THE TASK =
Set the data down again, exactly as it reads, but without the pictures.

** start of AVAILABLE RECORDS **

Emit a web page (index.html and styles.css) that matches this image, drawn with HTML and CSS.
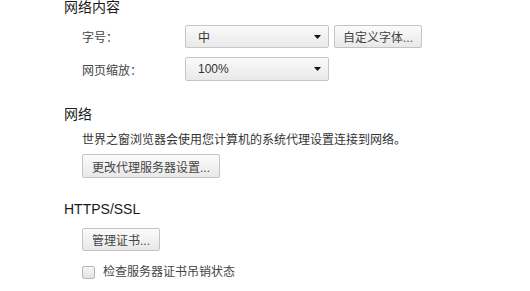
FILE: index.html
```html
<!DOCTYPE html>
<html lang="zh-CN">
<head>
    <meta charset="UTF-8">
    <title>设置</title>
    <link rel="stylesheet" href="styles.css">
</head>
<body>
    <div class="page">
        <h3 class="title first">网络内容</h3>
        <div class="row">
            <span class="label">字号：</span>
            <div class="select">
                <span>中</span>
                <svg class="arrow" width="7" height="4" viewBox="0 0 7 4"><path d="M0 0H7L3.5 4Z" fill="#111"/></svg>
            </div>
            <button class="btn">自定义字体...</button>
        </div>
        <div class="row second">
            <span class="label">网页缩放：</span>
            <div class="select tall">
                <span>100%</span>
                <svg class="arrow" width="7" height="4" viewBox="0 0 7 4"><path d="M0 0H7L3.5 4Z" fill="#111"/></svg>
            </div>
        </div>

        <h3 class="title net">网络</h3>
        <p class="desc">世界之窗浏览器会使用您计算机的系统代理设置连接到网络。</p>
        <button class="btn proxy">更改代理服务器设置...</button>

        <h3 class="title ssl">HTTPS/SSL</h3>
        <button class="btn cert">管理证书...</button>
        <label class="check">
            <span class="box"></span>
            <span>检查服务器证书吊销状态</span>
        </label>
    </div>
</body>
</html>
```

FILE: styles.css
```css
body {
    margin: 0;
    background: #ffffff;
    font-family: 'Liberation Sans', 'Noto Sans CJK SC', sans-serif;
    font-size: 12px;
    color: #333;
}
.page {
    padding-left: 64px;
}
.title {
    margin: 0;
    font-size: 14px;
    font-weight: normal;
    line-height: 20px;
    color: #1a1a1a;
}
.title.first {
    margin-top: -3px;
}
.title.net {
    margin-top: 23px;
}
.title.ssl {
    margin-top: 21px;
}
.row {
    display: flex;
    align-items: center;
    margin: 8px 0 0 18px;
}
.row.second {
    margin-top: 9px;
}
.label {
    width: 103px;
    color: #444;
}
.select {
    box-sizing: border-box;
    width: 144px;
    height: 23px;
    display: flex;
    align-items: center;
    justify-content: space-between;
    padding: 0 7px 0 12px;
    border: 1px solid #c6c6c6;
    border-radius: 2px;
    background: linear-gradient(#fafafa, #e9e9e9);
}
.select.tall {
    height: 24px;
}
.btn {
    box-sizing: border-box;
    height: 23px;
    padding: 0 4px;
    margin: 0;
    border: 1px solid #c3c3c3;
    border-radius: 2px;
    background: linear-gradient(#fbfbfb, #e8e8e8);
    font-family: inherit;
    font-size: 12px;
    color: #444;
    white-space: nowrap;
    text-align: center;
}
.row .btn {
    margin-left: 5px;
    width: 88px;
}
.desc {
    margin: 6px 0 0 18px;
    line-height: 20px;
}
.proxy {
    display: block;
    margin: 4px 0 0 18px;
    height: 24px;
    width: 138px;
}
.cert {
    display: block;
    margin: 9px 0 0 18px;
    width: 78px;
}
.check {
    display: flex;
    align-items: center;
    margin: 11px 0 0 18px;
    line-height: 20px;
    color: #444;
}
.box {
    box-sizing: border-box;
    width: 13px;
    height: 13px;
    margin-right: 8px;
    border: 1px solid #b5b5b5;
    border-radius: 2px;
    background: linear-gradient(#f6f6f6, #e2e2e2);
}
```
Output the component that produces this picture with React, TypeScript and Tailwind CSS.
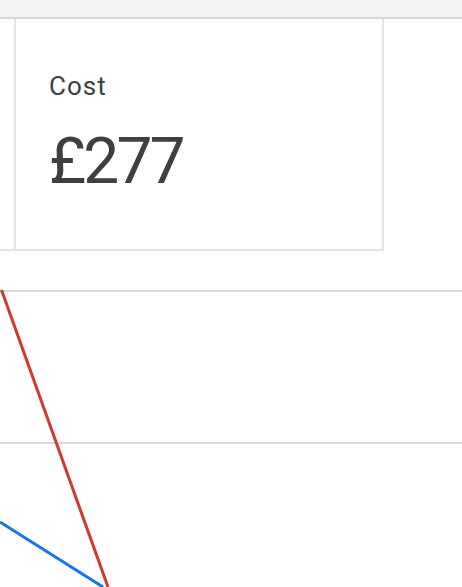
export default function App() {
  return (
    <div className="w-[462px] h-[587px] overflow-hidden bg-white font-['Roboto',sans-serif] text-[#3c4043]">
      <div className="h-[19px] bg-[#f1f2f4] border-b-2 border-[#d5d6da]" />

      <div className="flex w-[384px] h-[232px] border-b-2 border-[#e4e4e9]">
        <div className="w-[16px] border-r-2 border-[#e4e4e9]" />
        <div className="flex-1 border-r-2 border-[#e4e4e9] pl-[33px] pt-[52px]">
          <div className="text-[26px] leading-[30px] tracking-[0.04em]">Cost</div>
          <div className="mt-[28px] text-[64px] leading-[66px] tracking-[-0.045em]">£277</div>
        </div>
      </div>

      <svg width="462" height="336" viewBox="0 0 462 336" className="block">
        <line x1="0" y1="40" x2="462" y2="40" stroke="#dadada" strokeWidth="2" />
        <line x1="0" y1="192" x2="462" y2="192" stroke="#dadada" strokeWidth="2" />
        <line x1="1.5" y1="39" x2="108" y2="336" stroke="#d0392b" strokeWidth="3" />
        <line x1="0" y1="271" x2="103" y2="336" stroke="#1a73e8" strokeWidth="3" />
      </svg>
    </div>
  )
}
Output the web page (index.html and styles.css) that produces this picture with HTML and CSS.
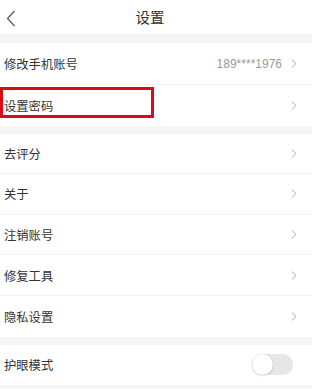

** end of AVAILABLE RECORDS **

TASK OUTPUT =
Emit a web page (index.html and styles.css) that matches this image, drawn with HTML and CSS.
FILE: index.html
```html
<!DOCTYPE html>
<html lang="zh-CN">
<head>
    <meta charset="UTF-8">
    <title>设置</title>
    <link rel="stylesheet" href="styles.css">
</head>
<body>
    <div class="page">
        <h3 class="title first">网络内容</h3>
        <div class="row">
            <span class="label">字号：</span>
            <div class="select">
                <span>中</span>
                <svg class="arrow" width="7" height="4" viewBox="0 0 7 4"><path d="M0 0H7L3.5 4Z" fill="#111"/></svg>
            </div>
            <button class="btn">自定义字体...</button>
        </div>
        <div class="row second">
            <span class="label">网页缩放：</span>
            <div class="select tall">
                <span>100%</span>
                <svg class="arrow" width="7" height="4" viewBox="0 0 7 4"><path d="M0 0H7L3.5 4Z" fill="#111"/></svg>
            </div>
        </div>

        <h3 class="title net">网络</h3>
        <p class="desc">世界之窗浏览器会使用您计算机的系统代理设置连接到网络。</p>
        <button class="btn proxy">更改代理服务器设置...</button>

        <h3 class="title ssl">HTTPS/SSL</h3>
        <button class="btn cert">管理证书...</button>
        <label class="check">
            <span class="box"></span>
            <span>检查服务器证书吊销状态</span>
        </label>
    </div>
</body>
</html>
```

FILE: styles.css
```css
body {
    margin: 0;
    background: #ffffff;
    font-family: 'Liberation Sans', 'Noto Sans CJK SC', sans-serif;
    font-size: 12px;
    color: #333;
}
.page {
    padding-left: 64px;
}
.title {
    margin: 0;
    font-size: 14px;
    font-weight: normal;
    line-height: 20px;
    color: #1a1a1a;
}
.title.first {
    margin-top: -3px;
}
.title.net {
    margin-top: 23px;
}
.title.ssl {
    margin-top: 21px;
}
.row {
    display: flex;
    align-items: center;
    margin: 8px 0 0 18px;
}
.row.second {
    margin-top: 9px;
}
.label {
    width: 103px;
    color: #444;
}
.select {
    box-sizing: border-box;
    width: 144px;
    height: 23px;
    display: flex;
    align-items: center;
    justify-content: space-between;
    padding: 0 7px 0 12px;
    border: 1px solid #c6c6c6;
    border-radius: 2px;
    background: linear-gradient(#fafafa, #e9e9e9);
}
.select.tall {
    height: 24px;
}
.btn {
    box-sizing: border-box;
    height: 23px;
    padding: 0 4px;
    margin: 0;
    border: 1px solid #c3c3c3;
    border-radius: 2px;
    background: linear-gradient(#fbfbfb, #e8e8e8);
    font-family: inherit;
    font-size: 12px;
    color: #444;
    white-space: nowrap;
    text-align: center;
}
.row .btn {
    margin-left: 5px;
    width: 88px;
}
.desc {
    margin: 6px 0 0 18px;
    line-height: 20px;
}
.proxy {
    display: block;
    margin: 4px 0 0 18px;
    height: 24px;
    width: 138px;
}
.cert {
    display: block;
    margin: 9px 0 0 18px;
    width: 78px;
}
.check {
    display: flex;
    align-items: center;
    margin: 11px 0 0 18px;
    line-height: 20px;
    color: #444;
}
.box {
    box-sizing: border-box;
    width: 13px;
    height: 13px;
    margin-right: 8px;
    border: 1px solid #b5b5b5;
    border-radius: 2px;
    background: linear-gradient(#f6f6f6, #e2e2e2);
}
```
Output the component that produces this picture with React, TypeScript and Tailwind CSS.
export default function App() {
  return (
    <div className="w-[462px] h-[587px] overflow-hidden bg-white font-['Roboto',sans-serif] text-[#3c4043]">
      <div className="h-[19px] bg-[#f1f2f4] border-b-2 border-[#d5d6da]" />

      <div className="flex w-[384px] h-[232px] border-b-2 border-[#e4e4e9]">
        <div className="w-[16px] border-r-2 border-[#e4e4e9]" />
        <div className="flex-1 border-r-2 border-[#e4e4e9] pl-[33px] pt-[52px]">
          <div className="text-[26px] leading-[30px] tracking-[0.04em]">Cost</div>
          <div className="mt-[28px] text-[64px] leading-[66px] tracking-[-0.045em]">£277</div>
        </div>
      </div>

      <svg width="462" height="336" viewBox="0 0 462 336" className="block">
        <line x1="0" y1="40" x2="462" y2="40" stroke="#dadada" strokeWidth="2" />
        <line x1="0" y1="192" x2="462" y2="192" stroke="#dadada" strokeWidth="2" />
        <line x1="1.5" y1="39" x2="108" y2="336" stroke="#d0392b" strokeWidth="3" />
        <line x1="0" y1="271" x2="103" y2="336" stroke="#1a73e8" strokeWidth="3" />
      </svg>
    </div>
  )
}
Output the web page (index.html and styles.css) that produces this picture with HTML and CSS.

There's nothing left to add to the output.